Factors that can extend the timeline include:
- Disputes over the will or over who should serve as personal representative.
- Homestead determinations and issues involving minor children.
- Creditor disputes, large tax issues, or missing beneficiaries.
- Real estate that needs repairs or court approval before sale.
Attorneys sometimes talk about parallel processing—starting real estate preparation and marketing while the probate case is moving forward—to reduce total time to sale and distribution.
Can You Sell a House During Probate?
Yes, in many cases you can sell property during probate, as long as:
- A personal representative has been appointed and issued Letters of Administration.
- The property’s homestead status is addressed and required notices are handled.
- The sale complies with any will provisions and court requirements, including court approval where needed.
Selling during probate can help:
- Pay off mortgages, taxes, and other creditor claims.
- Prevent deterioration and carrying‑cost drain on the estate.
- Convert an illiquid asset into cash that is easier to distribute.

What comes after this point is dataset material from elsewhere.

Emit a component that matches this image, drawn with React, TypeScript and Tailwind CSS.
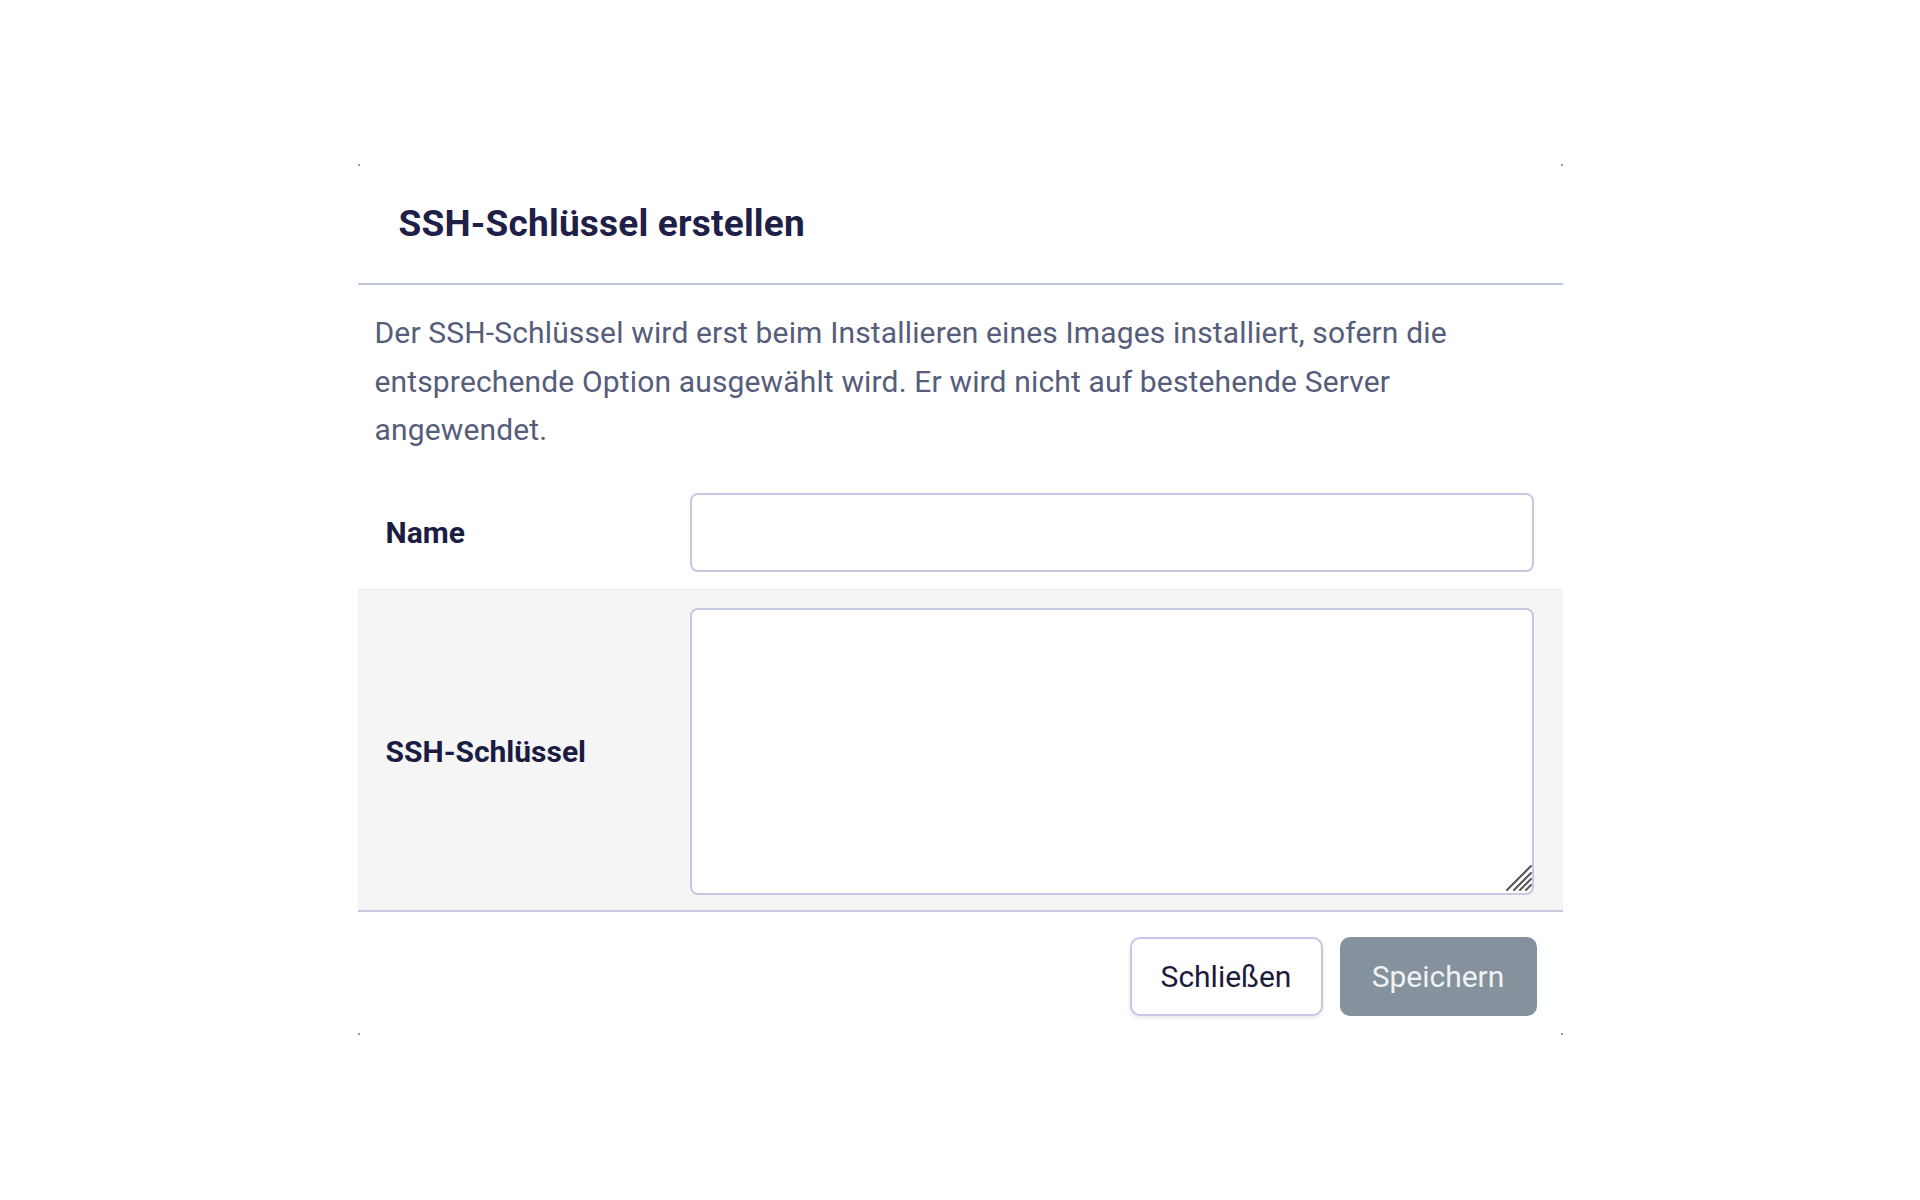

Cash buyers who understand Florida probate can often move more quickly than financed buyers and may be willing to purchase as‑is, which is especially helpful when the home needs significant repairs or clean‑out.
Making the Probate Process Easier on Your Family
Probate in Florida doesn’t have to be chaotic, but it is paperwork‑heavy and deadline‑driven. You can make it easier by:
- Gathering key documents early, including wills, trusts, deeds, account statements, and tax returns.
- Consulting a Florida probate attorney before making major decisions.
- Communicating openly with all heirs to reduce misunderstandings.
- Working with professionals who understand probate real estate if you plan to sell a house.
If you’re also dealing with an inherited property you want to liquidate, pairing a probate‑savvy attorney with a local cash buyer or experienced listing agent can help you move through the process faster and with fewer surprises.